[START Records supplied]

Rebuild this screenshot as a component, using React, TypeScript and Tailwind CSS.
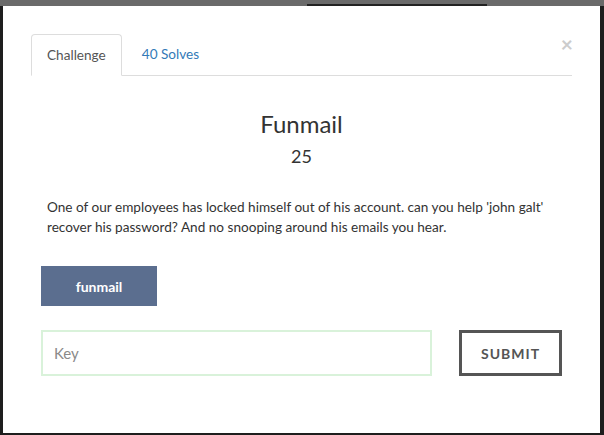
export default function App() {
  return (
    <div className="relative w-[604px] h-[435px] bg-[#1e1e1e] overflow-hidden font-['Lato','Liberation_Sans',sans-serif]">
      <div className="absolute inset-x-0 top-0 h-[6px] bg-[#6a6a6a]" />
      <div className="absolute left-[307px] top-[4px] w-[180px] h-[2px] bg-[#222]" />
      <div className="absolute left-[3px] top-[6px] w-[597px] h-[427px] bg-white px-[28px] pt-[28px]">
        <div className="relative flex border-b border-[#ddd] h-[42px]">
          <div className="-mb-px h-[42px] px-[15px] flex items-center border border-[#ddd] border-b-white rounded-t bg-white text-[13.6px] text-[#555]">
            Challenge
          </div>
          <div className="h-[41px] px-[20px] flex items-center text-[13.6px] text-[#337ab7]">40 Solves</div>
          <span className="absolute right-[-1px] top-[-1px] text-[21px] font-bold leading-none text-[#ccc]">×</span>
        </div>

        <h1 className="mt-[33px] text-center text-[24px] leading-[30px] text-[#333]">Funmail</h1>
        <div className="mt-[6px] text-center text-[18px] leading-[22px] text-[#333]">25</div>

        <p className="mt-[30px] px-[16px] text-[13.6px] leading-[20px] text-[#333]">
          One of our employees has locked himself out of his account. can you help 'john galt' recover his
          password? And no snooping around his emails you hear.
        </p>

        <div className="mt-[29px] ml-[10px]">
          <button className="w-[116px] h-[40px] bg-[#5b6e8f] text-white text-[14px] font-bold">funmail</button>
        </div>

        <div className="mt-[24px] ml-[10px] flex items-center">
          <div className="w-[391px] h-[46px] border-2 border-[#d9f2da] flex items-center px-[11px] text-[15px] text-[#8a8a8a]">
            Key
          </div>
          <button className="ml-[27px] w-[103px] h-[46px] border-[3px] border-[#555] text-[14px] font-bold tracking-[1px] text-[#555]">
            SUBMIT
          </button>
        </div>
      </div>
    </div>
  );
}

[END Records supplied]
[START Records supplied]

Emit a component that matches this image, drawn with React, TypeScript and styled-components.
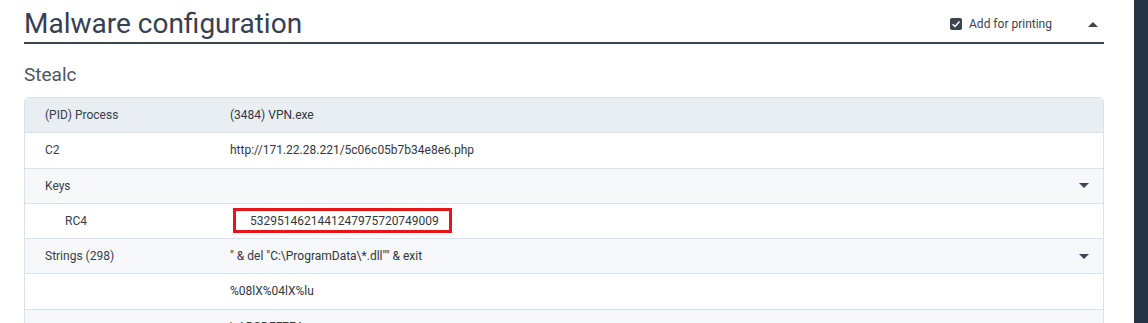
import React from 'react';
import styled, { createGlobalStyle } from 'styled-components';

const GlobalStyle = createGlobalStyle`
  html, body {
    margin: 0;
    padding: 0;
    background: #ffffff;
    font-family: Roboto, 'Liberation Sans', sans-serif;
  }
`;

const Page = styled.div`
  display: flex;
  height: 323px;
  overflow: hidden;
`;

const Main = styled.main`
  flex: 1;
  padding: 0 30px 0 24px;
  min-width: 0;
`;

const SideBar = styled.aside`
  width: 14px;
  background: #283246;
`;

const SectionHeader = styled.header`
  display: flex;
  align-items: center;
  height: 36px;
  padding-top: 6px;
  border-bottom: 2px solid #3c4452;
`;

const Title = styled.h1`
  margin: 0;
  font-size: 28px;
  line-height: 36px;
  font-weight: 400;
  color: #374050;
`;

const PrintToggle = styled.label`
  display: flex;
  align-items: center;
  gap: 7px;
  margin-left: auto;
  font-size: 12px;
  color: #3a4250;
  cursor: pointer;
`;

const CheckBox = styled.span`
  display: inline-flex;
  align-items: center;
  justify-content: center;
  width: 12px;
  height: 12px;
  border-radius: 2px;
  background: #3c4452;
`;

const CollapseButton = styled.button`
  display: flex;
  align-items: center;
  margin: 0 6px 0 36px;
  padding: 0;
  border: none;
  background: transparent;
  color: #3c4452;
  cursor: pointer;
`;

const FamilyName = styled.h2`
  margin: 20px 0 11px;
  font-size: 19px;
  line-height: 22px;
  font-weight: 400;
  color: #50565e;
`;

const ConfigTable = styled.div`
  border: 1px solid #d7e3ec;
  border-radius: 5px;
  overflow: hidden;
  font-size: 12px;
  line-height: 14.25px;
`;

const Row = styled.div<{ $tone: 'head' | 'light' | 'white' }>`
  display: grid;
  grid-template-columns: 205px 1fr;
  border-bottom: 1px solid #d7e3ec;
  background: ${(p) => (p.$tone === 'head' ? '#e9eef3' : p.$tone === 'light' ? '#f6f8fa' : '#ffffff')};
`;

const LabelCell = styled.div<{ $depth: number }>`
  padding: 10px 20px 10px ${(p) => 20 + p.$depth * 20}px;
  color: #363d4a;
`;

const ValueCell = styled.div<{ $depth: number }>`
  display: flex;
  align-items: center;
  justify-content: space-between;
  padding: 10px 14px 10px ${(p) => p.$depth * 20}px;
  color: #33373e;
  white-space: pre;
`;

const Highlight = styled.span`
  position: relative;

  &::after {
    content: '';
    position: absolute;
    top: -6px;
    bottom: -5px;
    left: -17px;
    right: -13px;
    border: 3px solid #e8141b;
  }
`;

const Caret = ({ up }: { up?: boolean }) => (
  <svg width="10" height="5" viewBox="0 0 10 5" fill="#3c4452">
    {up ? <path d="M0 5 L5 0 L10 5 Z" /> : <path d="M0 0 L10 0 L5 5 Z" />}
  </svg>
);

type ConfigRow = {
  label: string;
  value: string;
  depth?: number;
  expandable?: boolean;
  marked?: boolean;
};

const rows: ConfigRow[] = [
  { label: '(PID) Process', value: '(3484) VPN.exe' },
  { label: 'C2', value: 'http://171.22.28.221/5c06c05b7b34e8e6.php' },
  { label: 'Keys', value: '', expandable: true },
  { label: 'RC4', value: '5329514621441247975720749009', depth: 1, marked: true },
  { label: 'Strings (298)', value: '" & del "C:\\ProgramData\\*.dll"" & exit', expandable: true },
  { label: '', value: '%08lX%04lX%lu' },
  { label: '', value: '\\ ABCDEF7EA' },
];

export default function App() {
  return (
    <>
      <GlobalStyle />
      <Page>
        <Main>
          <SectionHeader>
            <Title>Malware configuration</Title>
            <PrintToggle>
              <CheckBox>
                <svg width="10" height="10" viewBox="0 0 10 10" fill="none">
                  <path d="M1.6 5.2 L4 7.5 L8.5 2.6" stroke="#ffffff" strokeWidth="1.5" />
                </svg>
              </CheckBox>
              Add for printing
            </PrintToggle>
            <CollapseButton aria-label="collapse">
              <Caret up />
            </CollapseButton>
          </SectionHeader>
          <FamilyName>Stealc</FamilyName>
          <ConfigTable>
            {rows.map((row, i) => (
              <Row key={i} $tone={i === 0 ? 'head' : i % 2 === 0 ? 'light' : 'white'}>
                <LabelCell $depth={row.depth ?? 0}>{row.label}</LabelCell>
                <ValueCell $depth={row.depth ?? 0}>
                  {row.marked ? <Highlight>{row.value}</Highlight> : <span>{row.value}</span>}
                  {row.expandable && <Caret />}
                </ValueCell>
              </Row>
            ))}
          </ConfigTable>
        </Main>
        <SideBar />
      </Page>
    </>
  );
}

[END Records supplied]

From the line with "Rebuild this screenshot" to the line with "text-center text-[18px] leading-[22px]", set down those lines word for word and only those, counting both ends. Pictures stay out of the copy.

▶ [Finished exercise]:
Rebuild this screenshot as a component, using React, TypeScript and Tailwind CSS.
export default function App() {
  return (
    <div className="relative w-[604px] h-[435px] bg-[#1e1e1e] overflow-hidden font-['Lato','Liberation_Sans',sans-serif]">
      <div className="absolute inset-x-0 top-0 h-[6px] bg-[#6a6a6a]" />
      <div className="absolute left-[307px] top-[4px] w-[180px] h-[2px] bg-[#222]" />
      <div className="absolute left-[3px] top-[6px] w-[597px] h-[427px] bg-white px-[28px] pt-[28px]">
        <div className="relative flex border-b border-[#ddd] h-[42px]">
          <div className="-mb-px h-[42px] px-[15px] flex items-center border border-[#ddd] border-b-white rounded-t bg-white text-[13.6px] text-[#555]">
            Challenge
          </div>
          <div className="h-[41px] px-[20px] flex items-center text-[13.6px] text-[#337ab7]">40 Solves</div>
          <span className="absolute right-[-1px] top-[-1px] text-[21px] font-bold leading-none text-[#ccc]">×</span>
        </div>

        <h1 className="mt-[33px] text-center text-[24px] leading-[30px] text-[#333]">Funmail</h1>
        <div className="mt-[6px] text-center text-[18px] leading-[22px] text-[#333]">25</div>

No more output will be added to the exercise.